We need to look at the difference in approach of the Liberal Party in opposition versus the Labor Party in opposition. The Labor Party’s approach to budgeting in opposition was virtually to vote against it without looking at it. I think they voted against six out of seven budgets when they were in opposition during the Carnell years. Six out of seven budgets and Jon Stanhope voted against three out of four. Whether it was a good budget, a bad budget or an indifferent budget, they were going to vote against it because they did not want to support it for whatever reason.

We take a different approach. We only vote against the budget if we believe it is fundamentally flawed. We will always have a critique of a budget, but we will only vote against it where we believe it is so seriously flawed that we cannot in good conscience support it. That is why we are not supporting this budget. It is because it is an irresponsible budget. It is because it leads the people of the ACT into years and years and years of deficits. Years and years and years of deficits and years and years and years in the mountains of debt.

We had Ms Gallagher saying that she has never called it a temporary deficit. I am happy to accept that has never called it a temporary deficit. But she said it is part of a long-term plan. So I said: “Well, what is it then? How do we define it?” Ms Gallagher has now informed us, and she can confirm this when she gets up to speak, given that it is not a temporary deficit, that it is a long-term deficit. It is part of a long-term plan. Long-term deficit under Katy Gallagher and the ACT Labor Party; that is what they are consigning us to. Anyone who believes that it will end with seven years of deficits I think is very much on the optimistic side. We have four years of figures which show deficits. We are told that after seven years in 2015-16, this government expects the budget to be balanced or back into surplus.

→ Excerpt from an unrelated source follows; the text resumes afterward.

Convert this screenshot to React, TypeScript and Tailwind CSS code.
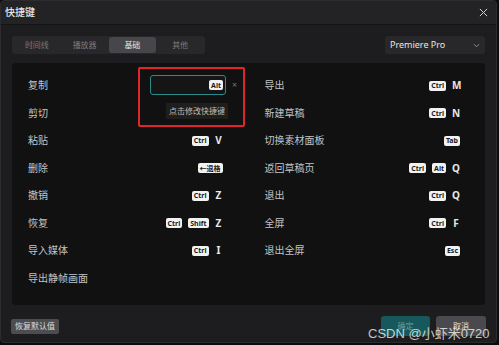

Mrs Dunne: On heroic assumptions of five per cent growth every year.

MR SESELJA: They are heroic assumptions. Of course, we do not know where the economy will be in seven years time. We do not know whether there will be another recession in seven years time and what that might do to revenue. It is worth looking at what the cross-party estimates committee said about the lack of a credible plan to get the budget back into surplus. The report states:

The Committee discussed at length the lack of detail in the Budget papers that made it impossible to clearly identify a plan to achieve the recovery predicted by the ACT Government … no other detailed plans were presented in the Budget to demonstrate a strategy to return the Budget to surplus … The committee is concerned at the lack of a clear plan for returning the budget to surplus.

Mr Speaker, these are not my words. These are not the words of Mr Smyth. These are the words of the cross-party committee which was charged with looking at this budget.